Corporate Influence Limits Media

The corporate power over what we read, watch, or hear is another tentacle wrapped around our democracy. In a recent example of creeping corporate power, a merger gave Comcast/NBC control of 70% of cable television; this meant control of 1 of every 5 hours of television.

Corporate influence, direct and indirect, now affects everything from Presidential appointments to the Federal Communications Commission (FCC) to congressional passage of the Telecommunications Act of 1996. How times have changed. In 1983, 50 corporations controlled most of the U.S. media. Today just six corporations control a staggering 90%: Rupert Murdock’s News Corp, Disney, Viacom, Time Warner, CBS, and Comcast.

Let the consumer beware. The primary objective of the Big Six Media is not to educate, or relate the true nature of world events, but to make money by serving the interests of the owners and their advertisers. And Americans know it’s so: In a 2015 Gallup Poll, only 1 in 4 indicated confidence in the mass media.

The Federal Communications Commission (FCC), supposedly the regulator in the public interest, has mostly been out to lunch.

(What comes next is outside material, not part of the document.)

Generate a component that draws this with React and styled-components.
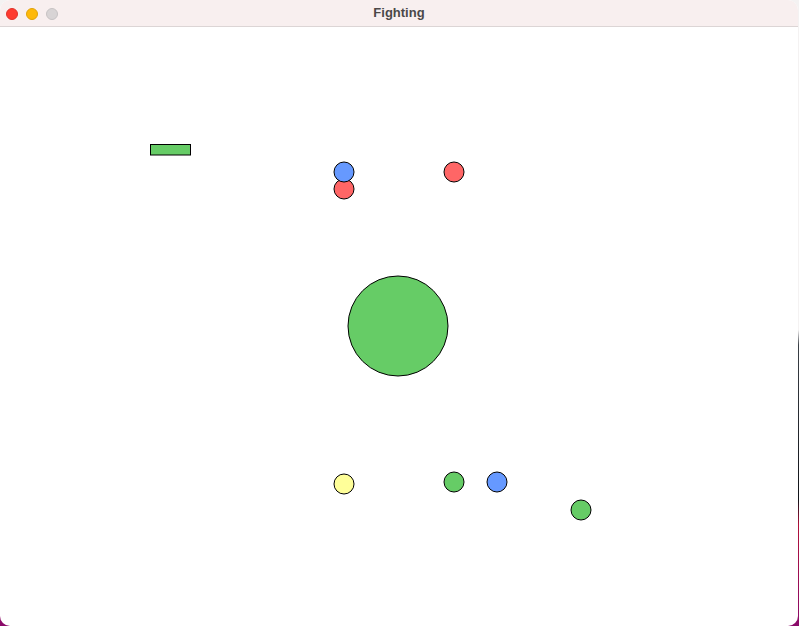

For example, on the net neutrality issue, in a 2014 Facebook post Senator Elizabeth Warren joined others alarmed at reports that the FCC might allow Verizon and other such companies to charge for internet access.

“We don’t know who is going to have the next big idea in this country, but we’re pretty sure they’re going to need to get online to do it. Reports that the FCC may gut net neutrality are disturbing, and would be just one more way the playing field is tilted for the rich and powerful who have already made it.”—Senator Elizabeth Warren

net-neutrality2

The FCC backed down in the face of public outcry. However, the issue may well recur because the Telecommunications Act of 1996 requires the FCC to “review its media ownership rules every two years and eliminate rules that are no longer in the public interest.